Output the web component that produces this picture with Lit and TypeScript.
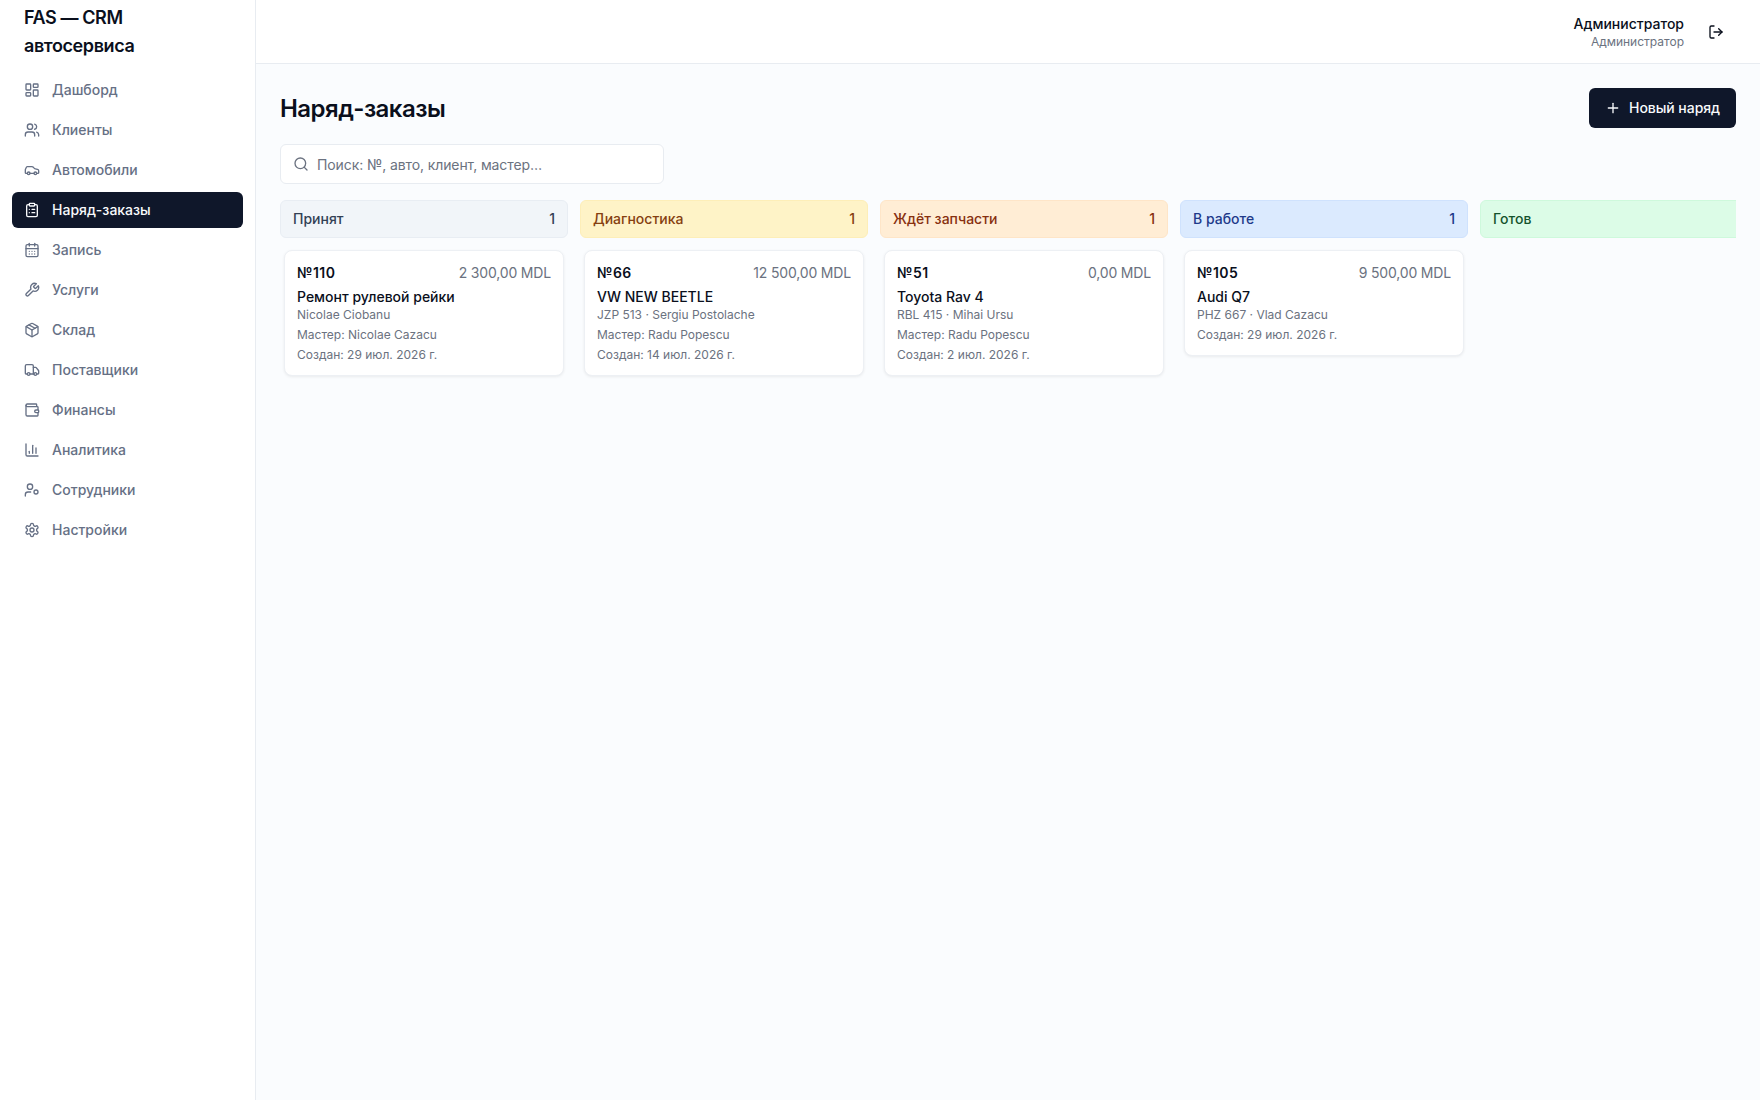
import { LitElement, css, html, svg } from "lit";
import { customElement } from "lit/decorators.js";

interface NavItem {
    label: string,
    icon: ReturnType<typeof svg>,
    active?: boolean
}

interface Order {
    no: string,
    sum: string,
    title: string,
    sub: string,
    master?: string,
    created: string
}

interface Column {
    name: string,
    tone: string,
    count?: number,
    orders: Order[]
}

const icons = {
    dashboard: svg`<rect width="7" height="9" x="3" y="3" rx="1"/><rect width="7" height="5" x="14" y="3" rx="1"/><rect width="7" height="9" x="14" y="12" rx="1"/><rect width="7" height="5" x="3" y="16" rx="1"/>`,
    users: svg`<path d="M16 21v-2a4 4 0 0 0-4-4H6a4 4 0 0 0-4 4v2"/><circle cx="9" cy="7" r="4"/><path d="M22 21v-2a4 4 0 0 0-3-3.87"/><path d="M16 3.13a4 4 0 0 1 0 7.75"/>`,
    car: svg`<path d="M19 17h2c.6 0 1-.4 1-1v-3c0-.9-.7-1.7-1.5-1.9C18.7 10.6 16 10 16 10s-1.3-1.4-2.2-2.3c-.5-.4-1.1-.7-1.8-.7H5c-.6 0-1.1.4-1.4.9l-1.4 2.9A3.7 3.7 0 0 0 2 12v4c0 .6.4 1 1 1h2"/><circle cx="7" cy="17" r="2"/><path d="M9 17h6"/><circle cx="17" cy="17" r="2"/>`,
    clipboard: svg`<rect width="8" height="4" x="8" y="2" rx="1"/><path d="M16 4h2a2 2 0 0 1 2 2v14a2 2 0 0 1-2 2H6a2 2 0 0 1-2-2V6a2 2 0 0 1 2-2h2"/><path d="M12 11h4"/><path d="M12 16h4"/><path d="M8 11h.01"/><path d="M8 16h.01"/>`,
    calendar: svg`<path d="M8 2v4"/><path d="M16 2v4"/><rect width="18" height="18" x="3" y="4" rx="2"/><path d="M3 10h18"/><path d="M8 14h.01"/><path d="M12 14h.01"/><path d="M16 14h.01"/><path d="M8 18h.01"/><path d="M12 18h.01"/><path d="M16 18h.01"/>`,
    wrench: svg`<path d="M14.7 6.3a1 1 0 0 0 0 1.4l1.6 1.6a1 1 0 0 0 1.4 0l3.77-3.77a6 6 0 0 1-7.94 7.94l-6.91 6.91a2.12 2.12 0 0 1-3-3l6.91-6.91a6 6 0 0 1 7.94-7.94l-3.76 3.76z"/>`,
    box: svg`<path d="M11 21.73a2 2 0 0 0 2 0l7-4A2 2 0 0 0 21 16V8a2 2 0 0 0-1-1.73l-7-4a2 2 0 0 0-2 0l-7 4A2 2 0 0 0 3 8v8a2 2 0 0 0 1 1.73z"/><path d="M12 22V12"/><path d="m3.3 7 8.7 5 8.7-5"/><path d="m7.5 4.27 9 5.15"/>`,
    truck: svg`<path d="M14 18V6a2 2 0 0 0-2-2H4a2 2 0 0 0-2 2v11a1 1 0 0 0 1 1h2"/><path d="M15 18H9"/><path d="M19 18h2a1 1 0 0 0 1-1v-3.65a1 1 0 0 0-.22-.624l-3.48-4.35A1 1 0 0 0 17.52 8H14"/><circle cx="17" cy="18" r="2"/><circle cx="7" cy="18" r="2"/>`,
    wallet: svg`<path d="M19 7V4a1 1 0 0 0-1-1H5a2 2 0 0 0 0 4h15a1 1 0 0 1 1 1v4h-3a2 2 0 0 0 0 4h3a1 1 0 0 0 1-1v-2a1 1 0 0 0-1-1"/><path d="M3 5v14a2 2 0 0 0 2 2h15a1 1 0 0 0 1-1v-4"/>`,
    chart: svg`<path d="M3 3v16a2 2 0 0 0 2 2h16"/><path d="M18 17V9"/><path d="M13 17V5"/><path d="M8 17v-3"/>`,
    staff: svg`<circle cx="18" cy="15" r="3"/><circle cx="9" cy="7" r="4"/><path d="M10 15H6a4 4 0 0 0-4 4v2"/>`,
    gear: svg`<path d="M12.22 2h-.44a2 2 0 0 0-2 2v.18a2 2 0 0 1-1 1.73l-.43.25a2 2 0 0 1-2 0l-.15-.08a2 2 0 0 0-2.73.73l-.22.38a2 2 0 0 0 .73 2.73l.15.1a2 2 0 0 1 1 1.72v.51a2 2 0 0 1-1 1.74l-.15.09a2 2 0 0 0-.73 2.73l.22.38a2 2 0 0 0 2.73.73l.15-.08a2 2 0 0 1 2 0l.43.25a2 2 0 0 1 1 1.73V20a2 2 0 0 0 2 2h.44a2 2 0 0 0 2-2v-.18a2 2 0 0 1 1-1.73l.43-.25a2 2 0 0 1 2 0l.15.08a2 2 0 0 0 2.73-.73l.22-.39a2 2 0 0 0-.73-2.73l-.15-.08a2 2 0 0 1-1-1.74v-.5a2 2 0 0 1 1-1.74l.15-.09a2 2 0 0 0 .73-2.73l-.22-.38a2 2 0 0 0-2.73-.73l-.15.08a2 2 0 0 1-2 0l-.43-.25a2 2 0 0 1-1-1.73V4a2 2 0 0 0-2-2z"/><circle cx="12" cy="12" r="3"/>`,
    logout: svg`<path d="m16 17 5-5-5-5"/><path d="M21 12H9"/><path d="M9 21H5a2 2 0 0 1-2-2V5a2 2 0 0 1 2-2h4"/>`,
    plus: svg`<path d="M5 12h14"/><path d="M12 5v14"/>`,
    search: svg`<path d="m21 21-4.34-4.34"/><circle cx="11" cy="11" r="8"/>`
};

const nav: NavItem[] = [
    { label: "Дашборд", icon: icons.dashboard },
    { label: "Клиенты", icon: icons.users },
    { label: "Автомобили", icon: icons.car },
    { label: "Наряд-заказы", icon: icons.clipboard, active: true },
    { label: "Запись", icon: icons.calendar },
    { label: "Услуги", icon: icons.wrench },
    { label: "Склад", icon: icons.box },
    { label: "Поставщики", icon: icons.truck },
    { label: "Финансы", icon: icons.wallet },
    { label: "Аналитика", icon: icons.chart },
    { label: "Сотрудники", icon: icons.staff },
    { label: "Настройки", icon: icons.gear }
];

const columns: Column[] = [
    {
        name: "Принят", tone: "slate", count: 1, orders: [
            { no: "№110", sum: "2 300,00 MDL", title: "Ремонт рулевой рейки", sub: "Nicolae Ciobanu", master: "Nicolae Cazacu", created: "29 июл. 2026 г." }
        ]
    },
    {
        name: "Диагностика", tone: "amber", count: 1, orders: [
            { no: "№66", sum: "12 500,00 MDL", title: "VW NEW BEETLE", sub: "JZP 513 · Sergiu Postolache", master: "Radu Popescu", created: "14 июл. 2026 г." }
        ]
    },
    {
        name: "Ждёт запчасти", tone: "orange", count: 1, orders: [
            { no: "№51", sum: "0,00 MDL", title: "Toyota Rav 4", sub: "RBL 415 · Mihai Ursu", master: "Radu Popescu", created: "2 июл. 2026 г." }
        ]
    },
    {
        name: "В работе", tone: "blue", count: 1, orders: [
            { no: "№105", sum: "9 500,00 MDL", title: "Audi Q7", sub: "PHZ 667 · Vlad Cazacu", created: "29 июл. 2026 г." }
        ]
    },
    { name: "Готов", tone: "green", orders: [] }
];

const icon = (body: ReturnType<typeof svg>) => html`
    <svg class="icon" viewBox="0 0 24 24" fill="none" stroke="currentColor" stroke-width="2" stroke-linecap="round" stroke-linejoin="round">${body}</svg>
`;

@customElement("app-root")
export class AppRoot extends LitElement {

    static styles = css`
        :host {
            display: block;
            height: 1100px;
            font-family: Inter, "Liberation Sans", sans-serif;
            color: #0a0f1c;
        }

        .layout {
            display: flex;
            height: 100%;
            background: #fafcfe;
        }

        .icon {
            width: 16px;
            height: 16px;
            flex: none;
        }

        .sidebar {
            width: 256px;
            flex: none;
            box-sizing: border-box;
            background: #fff;
            border-right: 1px solid #e8ecf1;
        }

        .brand {
            height: 64px;
            box-sizing: border-box;
            padding: 4px 24px 0;
            font-size: 18px;
            line-height: 28px;
            font-weight: 600;
            letter-spacing: -0.4px;
        }

        .nav {
            display: flex;
            flex-direction: column;
            gap: 4px;
            padding: 8px 12px;
        }

        .nav-item {
            display: flex;
            align-items: center;
            gap: 12px;
            height: 36px;
            padding: 0 12px;
            border-radius: 6px;
            font-size: 14px;
            font-weight: 500;
            color: #667085;
        }

        .nav-item span {
            margin-bottom: 1px;
        }

        .nav-item.active {
            background: #0f172a;
            color: #f8fafc;
        }

        .content {
            flex: 1;
            min-width: 0;
            display: flex;
            flex-direction: column;
        }

        .topbar {
            height: 64px;
            flex: none;
            box-sizing: border-box;
            display: flex;
            align-items: center;
            justify-content: flex-end;
            gap: 12px;
            padding: 0 24px;
            background: #fff;
            border-bottom: 1px solid #e8ecf1;
        }

        .user {
            text-align: right;
        }

        .user-name {
            font-size: 14px;
            line-height: 20px;
            font-weight: 500;
        }

        .user-role {
            font-size: 12px;
            line-height: 16px;
            color: #6b7280;
        }

        .logout {
            display: flex;
            padding: 12px;
        }

        .page {
            flex: 1;
            min-height: 0;
            padding: 24px;
        }

        .page-head {
            display: flex;
            align-items: center;
            justify-content: space-between;
            margin-bottom: 16px;
        }

        h1 {
            margin: 0;
            font-size: 24px;
            line-height: 34px;
            font-weight: 600;
            letter-spacing: -0.55px;
            padding-top: 2px;
        }

        .new-btn {
            display: flex;
            align-items: center;
            gap: 8px;
            height: 40px;
            box-sizing: border-box;
            padding: 0 16px;
            border-radius: 6px;
            background: #0f172a;
            color: #f8fafc;
            font-size: 14px;
            font-weight: 500;
            letter-spacing: -0.05px;
        }

        .new-btn span {
            margin-bottom: 1px;
        }

        .search {
            display: flex;
            align-items: center;
            gap: 8px;
            width: 384px;
            height: 40px;
            box-sizing: border-box;
            padding: 0 12px;
            margin-bottom: 16px;
            background: #fff;
            border: 1px solid #e8ecf1;
            border-radius: 6px;
            font-size: 14px;
            color: #6b7280;
            letter-spacing: -0.1px;
        }

        .board {
            display: flex;
            gap: 12px;
            overflow: hidden;
        }

        .column {
            flex: 0 0 288px;
        }

        .column-head {
            display: flex;
            justify-content: space-between;
            padding: 8px 12px;
            border: 1px solid;
            border-radius: 6px;
            font-size: 14px;
            line-height: 20px;
            font-weight: 500;
        }

        .slate { background: #f1f5f9; border-color: #e8edf3; color: #334155; }
        .amber { background: #fef3c7; border-color: #fdeeb8; color: #854010; }
        .orange { background: #ffedd5; border-color: #fee5c8; color: #873010; }
        .blue { background: #dbeafe; border-color: #cfe2fd; color: #1e3a8a; }
        .green { background: #dcfce7; border-color: #cef9dc; color: #14532d; }

        .orders {
            display: flex;
            flex-direction: column;
            gap: 8px;
            padding: 12px 4px 4px;
        }

        .card {
            padding: 12px;
            background: #fff;
            border: 1px solid #edf0f4;
            border-radius: 8px;
            box-shadow: 0 1px 3px rgba(0, 0, 0, 0.07);
        }

        .card-top {
            display: flex;
            justify-content: space-between;
            margin-bottom: 4px;
            font-size: 14px;
            line-height: 20px;
        }

        .card-no {
            font-weight: 600;
            letter-spacing: 0.5px;
        }

        .card-sum {
            color: #6b7280;
            letter-spacing: -0.17px;
        }

        .card-title {
            font-size: 14px;
            line-height: 20px;
            font-weight: 500;
        }

        .card-line {
            font-size: 12px;
            line-height: 16px;
            color: #6b7280;
        }

        .card-line + .card-line {
            margin-top: 4px;
        }
    `;

    private renderCard(order: Order) {
        return html`
            <div class="card">
                <div class="card-top">
                    <span class="card-no">${order.no}</span>
                    <span class="card-sum">${order.sum}</span>
                </div>
                <div class="card-title">${order.title}</div>
                <div class="card-line">${order.sub}</div>
                ${order.master ? html`<div class="card-line">Мастер: ${order.master}</div>` : ""}
                <div class="card-line">Создан: ${order.created}</div>
            </div>
        `;
    }

    render() {
        return html`
            <div class="layout">
                <aside class="sidebar">
                    <div class="brand">FAS — CRM автосервиса</div>
                    <nav class="nav">
                        ${nav.map(item => html`
                            <div class="nav-item ${item.active ? "active" : ""}">
                                ${icon(item.icon)}
                                <span>${item.label}</span>
                            </div>
                        `)}
                    </nav>
                </aside>
                <div class="content">
                    <header class="topbar">
                        <div class="user">
                            <div class="user-name">Администратор</div>
                            <div class="user-role">Администратор</div>
                        </div>
                        <div class="logout">${icon(icons.logout)}</div>
                    </header>
                    <main class="page">
                        <div class="page-head">
                            <h1>Наряд-заказы</h1>
                            <div class="new-btn">${icon(icons.plus)}<span>Новый наряд</span></div>
                        </div>
                        <div class="search">
                            ${icon(icons.search)}
                            <span>Поиск: №, авто, клиент, мастер…</span>
                        </div>
                        <div class="board">
                            ${columns.map(col => html`
                                <section class="column">
                                    <div class="column-head ${col.tone}">
                                        <span>${col.name}</span>
                                        <span>${col.count ?? ""}</span>
                                    </div>
                                    <div class="orders">
                                        ${col.orders.map(order => this.renderCard(order))}
                                    </div>
                                </section>
                            `)}
                        </div>
                    </main>
                </div>
            </div>
        `;
    }
}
- - - - -
**Task requirements:** Look over the material above and show each line where "this" appears.

**Written answer:**
Output the web component that produces this picture with Lit and TypeScript.
                                        ${col.orders.map(order => this.renderCard(order))}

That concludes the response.